• [DATA FOR THE TASK]
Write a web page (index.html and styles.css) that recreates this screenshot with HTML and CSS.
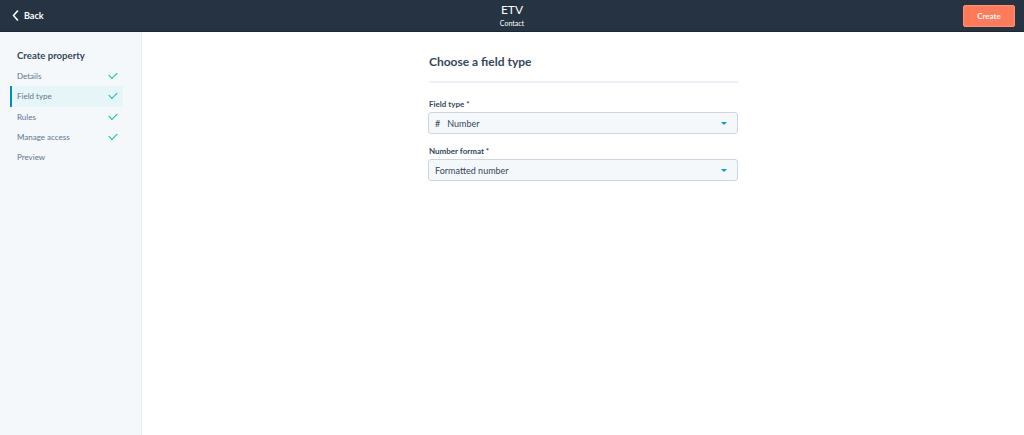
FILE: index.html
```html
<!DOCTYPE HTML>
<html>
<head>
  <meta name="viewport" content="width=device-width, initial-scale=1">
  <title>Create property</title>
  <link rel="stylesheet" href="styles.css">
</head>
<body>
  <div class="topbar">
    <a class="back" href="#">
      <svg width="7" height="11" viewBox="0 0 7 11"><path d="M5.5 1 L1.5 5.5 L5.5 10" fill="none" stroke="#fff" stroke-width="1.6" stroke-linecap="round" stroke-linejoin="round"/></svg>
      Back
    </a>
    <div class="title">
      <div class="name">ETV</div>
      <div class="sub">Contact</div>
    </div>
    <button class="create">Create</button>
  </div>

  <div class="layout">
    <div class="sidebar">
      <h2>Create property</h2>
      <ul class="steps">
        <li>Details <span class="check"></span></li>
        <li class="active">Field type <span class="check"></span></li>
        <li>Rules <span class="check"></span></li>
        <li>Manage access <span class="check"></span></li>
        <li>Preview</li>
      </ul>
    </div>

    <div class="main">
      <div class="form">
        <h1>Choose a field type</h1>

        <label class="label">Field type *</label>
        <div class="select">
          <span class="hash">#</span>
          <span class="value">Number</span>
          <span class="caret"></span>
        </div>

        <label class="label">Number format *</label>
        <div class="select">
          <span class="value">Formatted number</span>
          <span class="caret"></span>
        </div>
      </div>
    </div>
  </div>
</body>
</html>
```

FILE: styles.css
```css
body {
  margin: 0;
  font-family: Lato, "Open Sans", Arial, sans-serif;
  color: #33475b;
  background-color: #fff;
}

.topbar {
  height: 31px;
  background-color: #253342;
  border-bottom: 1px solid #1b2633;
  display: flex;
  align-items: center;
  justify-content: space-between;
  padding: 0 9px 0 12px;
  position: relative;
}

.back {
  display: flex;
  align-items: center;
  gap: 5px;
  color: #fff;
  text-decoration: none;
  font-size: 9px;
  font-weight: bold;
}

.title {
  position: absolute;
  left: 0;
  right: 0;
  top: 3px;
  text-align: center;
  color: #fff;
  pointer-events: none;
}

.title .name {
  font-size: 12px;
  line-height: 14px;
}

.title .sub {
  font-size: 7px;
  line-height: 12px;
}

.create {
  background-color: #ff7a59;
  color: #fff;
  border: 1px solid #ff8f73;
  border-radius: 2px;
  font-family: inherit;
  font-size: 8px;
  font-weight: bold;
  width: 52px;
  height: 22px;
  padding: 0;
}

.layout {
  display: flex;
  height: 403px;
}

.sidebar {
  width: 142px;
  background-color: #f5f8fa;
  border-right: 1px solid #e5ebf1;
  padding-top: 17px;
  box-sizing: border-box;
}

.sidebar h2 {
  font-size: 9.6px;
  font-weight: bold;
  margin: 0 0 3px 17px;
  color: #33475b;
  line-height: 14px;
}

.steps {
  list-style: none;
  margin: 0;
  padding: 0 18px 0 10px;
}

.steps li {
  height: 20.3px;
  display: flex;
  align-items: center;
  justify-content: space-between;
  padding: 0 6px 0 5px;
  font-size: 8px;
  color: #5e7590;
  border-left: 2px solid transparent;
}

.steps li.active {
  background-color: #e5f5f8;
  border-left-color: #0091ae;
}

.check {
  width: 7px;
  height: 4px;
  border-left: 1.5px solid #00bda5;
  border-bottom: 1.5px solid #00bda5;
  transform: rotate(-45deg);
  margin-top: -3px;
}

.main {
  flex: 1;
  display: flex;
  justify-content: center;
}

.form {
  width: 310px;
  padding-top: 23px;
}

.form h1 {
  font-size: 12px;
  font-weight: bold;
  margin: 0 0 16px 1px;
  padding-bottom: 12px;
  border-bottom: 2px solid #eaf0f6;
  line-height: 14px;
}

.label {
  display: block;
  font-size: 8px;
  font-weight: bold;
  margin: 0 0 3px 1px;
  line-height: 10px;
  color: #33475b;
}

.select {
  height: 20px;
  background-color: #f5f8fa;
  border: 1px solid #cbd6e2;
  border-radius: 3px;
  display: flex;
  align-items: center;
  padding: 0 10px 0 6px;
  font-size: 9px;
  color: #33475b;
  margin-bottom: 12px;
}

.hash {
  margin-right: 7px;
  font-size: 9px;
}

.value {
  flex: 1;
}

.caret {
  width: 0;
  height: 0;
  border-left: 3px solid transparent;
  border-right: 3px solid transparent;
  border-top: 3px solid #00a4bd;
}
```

...

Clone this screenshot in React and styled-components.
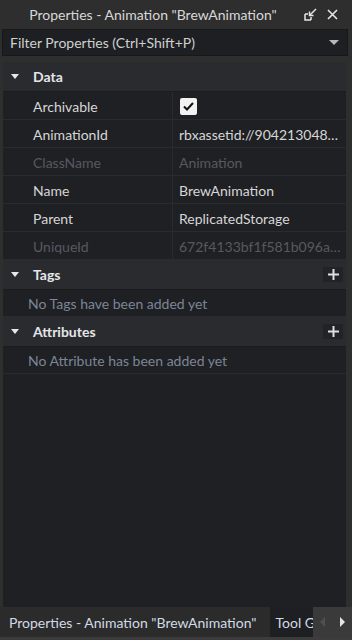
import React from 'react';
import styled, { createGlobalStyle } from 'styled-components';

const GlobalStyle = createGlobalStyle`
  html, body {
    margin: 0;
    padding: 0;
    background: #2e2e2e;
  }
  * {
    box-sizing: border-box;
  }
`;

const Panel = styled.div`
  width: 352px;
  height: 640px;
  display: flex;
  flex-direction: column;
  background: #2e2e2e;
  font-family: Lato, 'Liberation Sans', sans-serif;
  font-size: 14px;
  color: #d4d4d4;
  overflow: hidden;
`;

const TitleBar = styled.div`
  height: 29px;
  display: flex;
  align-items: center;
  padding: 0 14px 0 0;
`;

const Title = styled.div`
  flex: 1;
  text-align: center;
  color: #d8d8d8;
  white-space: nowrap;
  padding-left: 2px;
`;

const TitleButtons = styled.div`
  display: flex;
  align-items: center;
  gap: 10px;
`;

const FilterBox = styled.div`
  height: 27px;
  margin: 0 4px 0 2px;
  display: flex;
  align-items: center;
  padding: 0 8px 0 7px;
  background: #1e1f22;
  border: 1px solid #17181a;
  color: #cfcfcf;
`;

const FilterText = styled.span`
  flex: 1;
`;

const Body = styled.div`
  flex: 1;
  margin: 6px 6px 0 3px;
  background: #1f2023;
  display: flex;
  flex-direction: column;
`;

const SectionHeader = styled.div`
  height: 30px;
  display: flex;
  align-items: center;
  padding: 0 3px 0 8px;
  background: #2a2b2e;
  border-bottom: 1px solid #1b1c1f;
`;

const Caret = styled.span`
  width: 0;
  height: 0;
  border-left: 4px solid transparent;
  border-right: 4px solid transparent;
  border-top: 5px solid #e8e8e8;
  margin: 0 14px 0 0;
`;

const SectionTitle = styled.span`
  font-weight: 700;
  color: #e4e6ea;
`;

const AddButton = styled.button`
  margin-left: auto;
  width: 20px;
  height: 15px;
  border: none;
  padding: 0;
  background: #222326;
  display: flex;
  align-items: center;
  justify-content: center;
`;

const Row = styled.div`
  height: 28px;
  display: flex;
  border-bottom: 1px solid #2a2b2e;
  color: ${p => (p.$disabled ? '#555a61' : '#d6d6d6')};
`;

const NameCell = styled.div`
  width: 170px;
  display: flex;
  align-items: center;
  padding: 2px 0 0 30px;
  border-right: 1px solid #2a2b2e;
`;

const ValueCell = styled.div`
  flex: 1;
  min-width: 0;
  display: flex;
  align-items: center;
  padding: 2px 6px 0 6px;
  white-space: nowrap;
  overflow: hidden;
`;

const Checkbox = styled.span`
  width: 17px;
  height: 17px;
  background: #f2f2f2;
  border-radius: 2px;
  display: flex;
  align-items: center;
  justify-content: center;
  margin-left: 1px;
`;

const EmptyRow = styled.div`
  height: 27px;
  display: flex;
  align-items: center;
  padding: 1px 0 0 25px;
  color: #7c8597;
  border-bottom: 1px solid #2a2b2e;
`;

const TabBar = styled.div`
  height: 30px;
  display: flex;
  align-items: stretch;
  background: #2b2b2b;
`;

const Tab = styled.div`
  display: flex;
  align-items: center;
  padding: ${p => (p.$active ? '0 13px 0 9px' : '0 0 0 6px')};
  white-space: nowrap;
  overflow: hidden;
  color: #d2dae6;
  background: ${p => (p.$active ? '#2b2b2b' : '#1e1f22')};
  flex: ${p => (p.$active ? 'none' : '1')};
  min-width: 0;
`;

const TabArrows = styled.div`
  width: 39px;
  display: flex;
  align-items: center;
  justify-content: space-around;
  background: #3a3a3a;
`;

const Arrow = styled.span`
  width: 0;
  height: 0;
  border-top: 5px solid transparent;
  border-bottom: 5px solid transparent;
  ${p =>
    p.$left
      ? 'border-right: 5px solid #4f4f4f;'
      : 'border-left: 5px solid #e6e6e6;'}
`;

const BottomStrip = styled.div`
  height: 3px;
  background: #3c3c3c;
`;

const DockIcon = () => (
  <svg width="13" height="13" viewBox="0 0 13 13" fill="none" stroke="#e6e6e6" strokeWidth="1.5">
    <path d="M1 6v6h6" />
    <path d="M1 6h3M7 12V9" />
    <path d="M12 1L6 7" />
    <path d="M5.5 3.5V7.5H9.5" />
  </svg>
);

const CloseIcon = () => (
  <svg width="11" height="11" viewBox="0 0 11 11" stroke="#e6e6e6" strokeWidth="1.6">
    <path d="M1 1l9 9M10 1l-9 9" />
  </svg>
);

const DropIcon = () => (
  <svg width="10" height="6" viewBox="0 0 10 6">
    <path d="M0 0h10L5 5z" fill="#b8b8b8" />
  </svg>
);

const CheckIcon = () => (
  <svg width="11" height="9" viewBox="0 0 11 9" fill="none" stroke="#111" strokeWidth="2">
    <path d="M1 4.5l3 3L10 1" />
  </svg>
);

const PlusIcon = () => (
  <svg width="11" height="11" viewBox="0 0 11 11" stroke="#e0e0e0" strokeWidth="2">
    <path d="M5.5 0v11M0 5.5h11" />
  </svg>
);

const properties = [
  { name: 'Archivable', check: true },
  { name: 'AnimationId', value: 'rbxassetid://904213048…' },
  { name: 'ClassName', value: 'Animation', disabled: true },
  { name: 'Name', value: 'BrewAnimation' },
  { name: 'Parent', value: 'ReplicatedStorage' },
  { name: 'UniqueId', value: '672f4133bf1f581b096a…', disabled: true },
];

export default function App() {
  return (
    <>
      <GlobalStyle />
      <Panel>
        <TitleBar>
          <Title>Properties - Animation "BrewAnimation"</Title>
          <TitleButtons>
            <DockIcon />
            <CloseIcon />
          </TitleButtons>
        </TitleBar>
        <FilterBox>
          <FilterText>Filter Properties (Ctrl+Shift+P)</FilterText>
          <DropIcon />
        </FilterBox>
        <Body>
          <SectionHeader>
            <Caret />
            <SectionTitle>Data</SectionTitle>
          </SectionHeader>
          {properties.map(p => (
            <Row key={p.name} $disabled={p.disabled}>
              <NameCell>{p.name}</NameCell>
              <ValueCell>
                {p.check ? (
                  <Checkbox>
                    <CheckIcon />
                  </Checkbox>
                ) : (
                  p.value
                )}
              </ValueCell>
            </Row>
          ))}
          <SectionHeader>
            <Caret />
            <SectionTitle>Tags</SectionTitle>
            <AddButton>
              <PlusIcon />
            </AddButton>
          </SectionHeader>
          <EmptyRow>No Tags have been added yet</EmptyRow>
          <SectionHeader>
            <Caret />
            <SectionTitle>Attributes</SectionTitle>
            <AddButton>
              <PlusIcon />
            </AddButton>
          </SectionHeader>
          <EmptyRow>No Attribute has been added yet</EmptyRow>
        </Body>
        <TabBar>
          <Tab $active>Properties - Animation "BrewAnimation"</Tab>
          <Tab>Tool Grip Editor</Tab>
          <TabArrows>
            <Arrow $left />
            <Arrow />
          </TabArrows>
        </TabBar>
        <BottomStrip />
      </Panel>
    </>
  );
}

--

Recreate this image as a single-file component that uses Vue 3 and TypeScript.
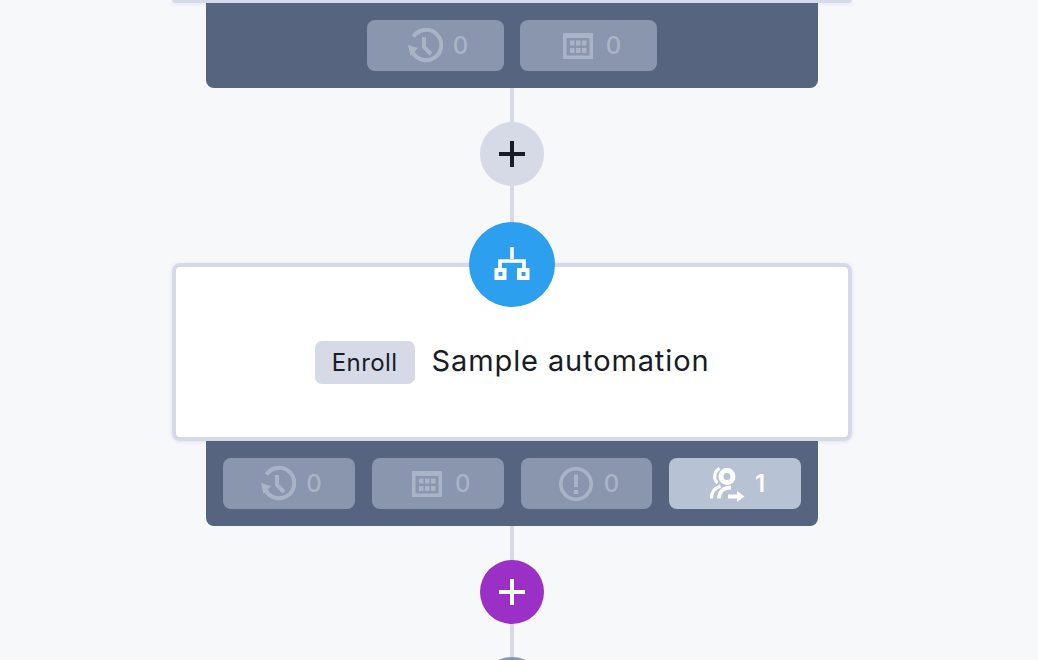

• [WHAT YOU SHOULD DO]
In the entries above, identify every line with the word "styles". Copy those lines.

• [TASK SOLUTION]
Write a web page (index.html and styles.css) that recreates this screenshot with HTML and CSS.
  <link rel="stylesheet" href="styles.css">
FILE: styles.css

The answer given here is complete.